Dutch photographer Hans Eijkelboom captures the way we universally dress like bad extra's in 80's B-films. In his latest project, "People of the Twenty-First Century" (Phaidon, $35), the Dutch photographer shares the results of 20 years of skulking around the world's busiest streets. The images tell an amazing story of just how average we all are.
Since 1993, he has worked on his "Photo Notes"— arriving in a city, setting up on a major street, and then, within 10 to 15 minutes, choosing a recurring visual theme before shooting in the same spot for one to two hours. Once he's done, he puts the best examples into a grid, with the place and time at the bottom of the page. He took between 1 and 80 photographs a day, almost every day, 12 months a year. Needless to say, this yielded a stream of bizarre looking shots. You really have to look twice in order judge if it's not just the same person in the image. Some of the examples are Louis Vuitton-style man-purses in 2006 Paris, a pack of Canadian tuxedos (denim on denim) in 2007 Amsterdam, and an army of shirtless rollerbladers in 1997 New York.
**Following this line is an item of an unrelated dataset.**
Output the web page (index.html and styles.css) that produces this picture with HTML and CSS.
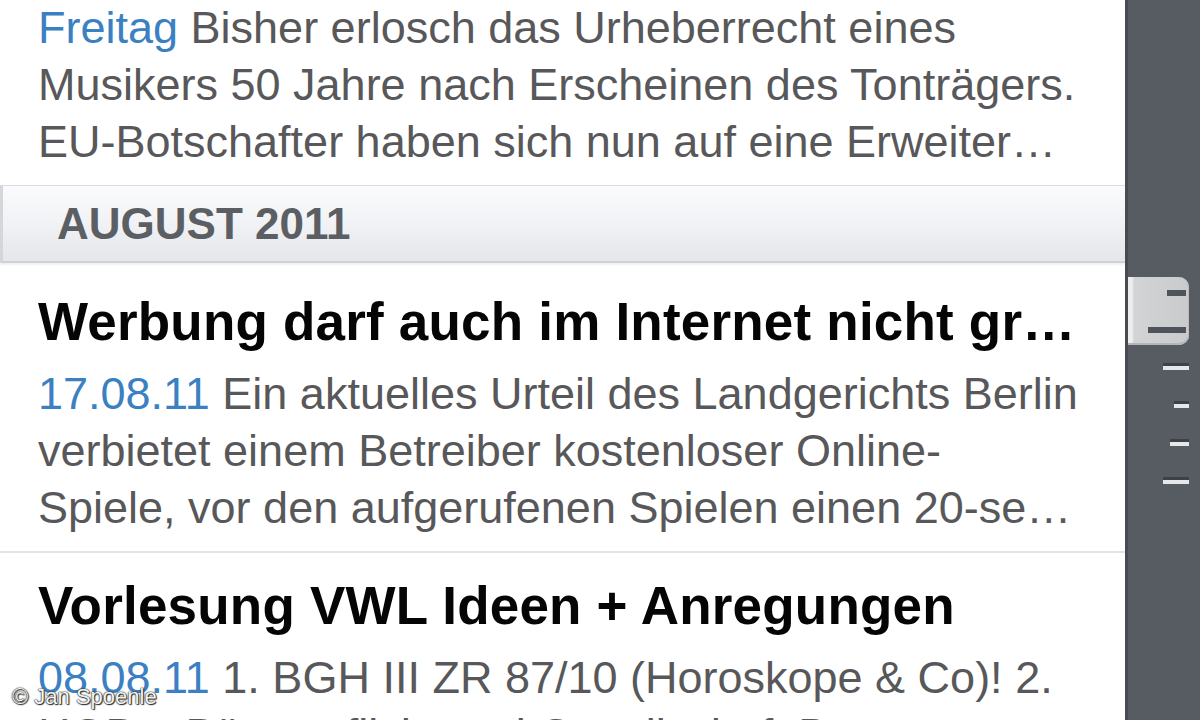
FILE: index.html
```html
<!DOCTYPE html>
<html lang="de">
<head>
<meta charset="utf-8">
<title>News</title>
<link rel="stylesheet" href="styles.css">
</head>
<body>
<div class="screen">
  <main class="list">
    <article class="item item-top">
      <p class="summary"><span class="date">Freitag</span> Bisher erlosch das Urheberrecht eines<br>Musikers 50 Jahre nach Erscheinen des Tonträgers.<br>EU-Botschafter haben sich nun auf eine Erweiter…</p>
    </article>
    <h2 class="section">AUGUST 2011</h2>
    <article class="item item-first">
      <h3 class="title">Werbung darf auch im Internet nicht gr…</h3>
      <p class="summary"><span class="date">17.08.11</span> Ein aktuelles Urteil des Landgerichts Berlin<br>verbietet einem Betreiber kostenloser Online-<br>Spiele, vor den aufgerufenen Spielen einen 20-se…</p>
    </article>
    <article class="item">
      <h3 class="title">Vorlesung VWL Ideen + Anregungen</h3>
      <p class="summary"><span class="date">08.08.11</span> 1. BGH III ZR 87/10 (Horoskope &amp; Co)! 2.<br>HGB – Bürgerpflicht und Gesellschaft Dr…</p>
    </article>
  </main>
  <aside class="index">
    <div class="thumb">
      <span class="bar bar-short"></span>
      <span class="bar bar-long"></span>
    </div>
    <span class="tick tick-wide"></span>
    <span class="tick tick-small"></span>
    <span class="tick tick-mid"></span>
    <span class="tick tick-wide"></span>
  </aside>
  <div class="credit">© Jan Spoenle</div>
</div>
</body>
</html>
```

FILE: styles.css
```css
html, body {
  margin: 0;
  padding: 0;
  background: #ffffff;
}

.screen {
  position: relative;
  width: 1200px;
  height: 720px;
  overflow: hidden;
  display: flex;
  font-family: "Liberation Sans", Arial, Helvetica, sans-serif;
}

.list {
  width: 1125px;
  flex: none;
  display: flex;
  flex-direction: column;
  background: #ffffff;
}

.item {
  padding: 23px 0 15px 38px;
  border-bottom: 2px solid #e3e3e5;
}

.item-top {
  margin-top: -1px;
  padding-top: 0;
  padding-bottom: 15px;
  border-bottom: 1px solid #dcdde0;
}

.item-first {
  padding-top: 29px;
}

.title {
  margin: 0 0 13px 0;
  font-size: 53px;
  line-height: 60px;
  font-weight: bold;
  color: #050505;
  white-space: nowrap;
  letter-spacing: 0.2px;
}

.summary {
  margin: 0;
  font-size: 45px;
  line-height: 57px;
  color: #58585a;
  white-space: nowrap;
}

.date {
  color: #3b80c2;
}

.section {
  margin: 0;
  height: 75px;
  padding-left: 54px;
  font-size: 44px;
  line-height: 76px;
  font-weight: bold;
  color: #5b5e62;
  background: linear-gradient(to bottom, #fafbfc 0%, #f1f2f5 50%, #e4e6ea 100%);
  border-bottom: 2px solid #cfd2d7;
  box-shadow: 0 2px 2px rgba(0, 0, 0, 0.06);
  border-left: 3px solid #d3d6db;
}

.index {
  flex: 1;
  display: flex;
  flex-direction: column;
  align-items: flex-end;
  padding: 277px 12px 0 0;
  background: #575b62;
  border-left: 3px solid #474b52;
}

.thumb {
  box-sizing: border-box;
  width: 61px;
  height: 68px;
  border-radius: 0 10px 10px 0;
  background: linear-gradient(to right, #eeeeef 0px, #eeeeef 4px, #d3d4d6 6px, #c9cacc 100%);
  box-shadow: inset 0 -2px 0 #b4b6b9, inset -1px 0 0 #b9bbbe;
  display: flex;
  flex-direction: column;
  align-items: flex-end;
  padding: 13px 3px 0 0;
}

.bar {
  display: block;
  height: 6px;
  background: #4f535a;
}

.bar-short {
  width: 19px;
}

.bar-long {
  width: 38px;
  margin-top: 31px;
}

.tick {
  display: block;
  height: 4px;
  border-top: 3px solid #3e4148;
  background: #e6e7e9;
}

.tick + .tick {
  margin-top: 31px;
}

.thumb + .tick {
  margin-top: 18px;
}

.tick-wide {
  width: 26px;
}

.tick-small {
  width: 15px;
}

.tick-mid {
  width: 19px;
}

.credit {
  position: absolute;
  left: 12px;
  top: 684px;
  font-family: "Liberation Sans", Arial, sans-serif;
  font-size: 22px;
  line-height: 26px;
  color: #f4f4f4;
  text-shadow: 0 0 2px #222, 0 0 1px #000, 1px 1px 1px #333;
}
```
All of Eijkelboom's work in this project has now been turned into a book titled "People of the Twenty-First Century." These “anti-sartorial” photographs of everyday people capture specific visual themes that are grouped together with the date, city and time range they were taken. And this combination and repetition is what makes the photographs so powerful. Viewed separately, they would hardly even catch our eye.
“I don’t use this diary to show what happens in my life but as a method of visualizing the development of my world view,” writes the artist. Long before the fashion world coined a term for the idea of intentionally dressing like everybody else, Eijkelboom sensed that people were (accidentally or not) looking more like one another than ever. "You see the same themes in Moscow and São Paulo now," says the photographer.
It's a message Eijkelboom touched on with his 2007 book, "Paris, New York, Shanghai," where boringness reigns in the past, present, and future culture capitals of the world. "In the last 10 years it's really changed. Every shopping center in the world has the same brands now."
One could argue that Eijkelboom's most interesting grids come from Amsterdam, where he currently resides, but he says he has a hard time there composing his photo notes. "For me, Amsterdam is problematic because there are too many tourists."
Lately, Eijkelboom is more interested in smaller cities with limited tourism; he's especially intrigued by England's second biggest city. "Birmingham," he says, "is very inspiring and not so many tourists. There, it is possible to to get the real Englishman only influenced by the culture around him."
A book and exhibit on his work in Birmingham is in the works for 2015. No matter what city strikes his fancy next, Eijkelboom says he has no plans to stop his ongoing project anytime soon.